The discovery of the Counts of Tripoli (and their connection to the Counts of Toulouse) has astonished me. The idea of a bunch of French nobles battling their way to the Holy Land and setting themselves up as Count of Tripoli, Prince of Galilee and King of Jerusalem boggles my mind. It is equal parts tragic, comical, exotic and astonishing, this imposition of feudal structures on the exotic middle East.
I've been looking at it a little more today:
Here's a brief history of the Counts of Tripoli:
Raymond IV of Toulouse becomes Raymond I, Count of Tripoli (1042–1105); he is the one, you may remember, who usurped the lands and titles of the Count of Toulouse from his niece, Phiippa. He left on the first crusade in 1096, and among other things he raised the seige of Tripoli before his death in 1105. He is considered the first Count of Tripoli.
His oldest son, Bertrand, Count of Toulouse, (d.1112), became Count of Tripoli in 1108 . He's the one who duked it out sovereignity of Toulouse with his cousin, Philippa. He left for the Holy Land in 1108 and was styled Count of Tripoli after the death of his father.

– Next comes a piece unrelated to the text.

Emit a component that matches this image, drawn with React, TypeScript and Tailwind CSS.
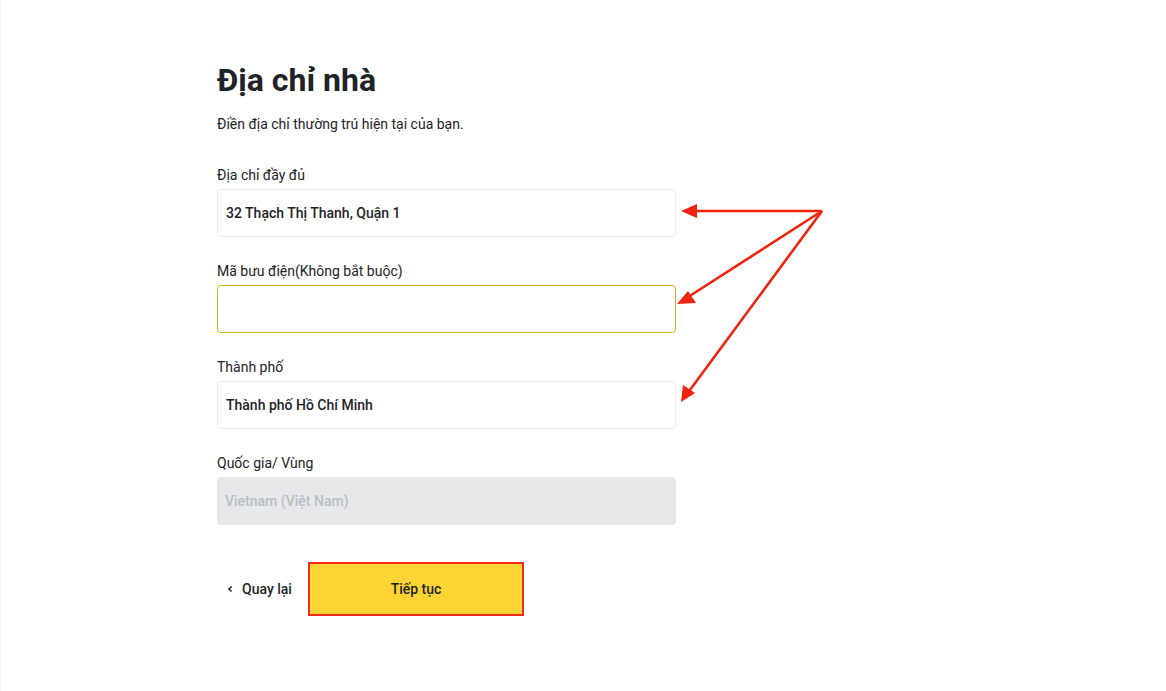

The son of Bertrand, Pons, (1098 - 1137), became Count of Tripoli when Bertrand died in 1112 and reigned until 1137. He must have been born in France and travelled with his father to the Holy Land. He married Marie, a daughter of the King of France, who was the widow of Tancred of Galilee, (AKA Tancred of Hautville in Normandy) a marriage which reconciled the Norman and Provençal knights. Pons, count or not, was taken prisoner when Tripoli was invaded by the sultan of Damascus in 1137, and later executed with most of the other Frankish prisoners.
Raymond II, Count of Tripoli, (c. 1115 – 1152), son of Pons and Marie of France, was Count of Tripoli from 1137 - 1152. The date of his birth suggests that he was born in the Holy Land. His wife was Hodierna of Rethel, daughter of the King of Jerusalem (a title which Raymond IV had evidently refused so it went to a Norman knight instead.) Pons established the Knight's Hospitallier as a force in Tripoli and was assassinated outside the gates of Tripoli in 1152.
Raymond III (1140 – September/October 1187) was Count of Tripoli from 1152-1187. This Count died without heirs, and the County of Tripoli passed from the descendents of the Counts of Toulouse to the family of the Princes of Antioch. (Interestingly, the character of Raymond III has a role today in some popular video games and was played by Jeremy Irons in the film, "Kingdom of Heaven.")
Over the next 100 years, the Catholics of Antioch and Tripoli had to fight with the Mongols, slaughtering in from the northeast, the Mamluks of Egypt plus a trade war between the Embriacos of Genoa and the Venetians.(I kid you not.) Tripoli was the longest to survive.
The end of the Catholic county of Tripoli finally came in 1289 when the Mamluks conquered Tripoli--evidently encouraged by the Genoese--razed it to the ground and enslaved its remaining inhabitants. The last Count of Tripoli, Bohemond VII, died without heirs in 1287. His sister, Lucia, became titular Countess of Tripoli and vanished from wikipedia. Somehow, the title of Count of Tripoli was passed to the Kings of Cyprus, possibly through the marriage of Lucia's granddaughter, Marguerite. Anyhow, bizarre!
The 200-year fascination with the Holy Land, the Crusades, is dated to the fall of Acre to the Mamluks in 1291, by the way.
image 1: shows the map of the Holy Land between the first and second crusade.
image 2: the seal of Raymond II, count of Tripoli. Some 40 years after this branch of the house of Toulouse settled down in the Holy Land, the count still uses recognizable insignia.
image 3: The seal of Raymond VI, last independent Count of Toulouse, dating to 1228.
image 4: Another seal. Note the profile on the left of the seal. That's the Chateau Narbonnais. Compare this to the seal of Raymond III.
image 5: Lucia, titular Countess of Tripoli, serves tea to the a clergyman (is that her kinsman, the Pope?) during the siege of Tripoli.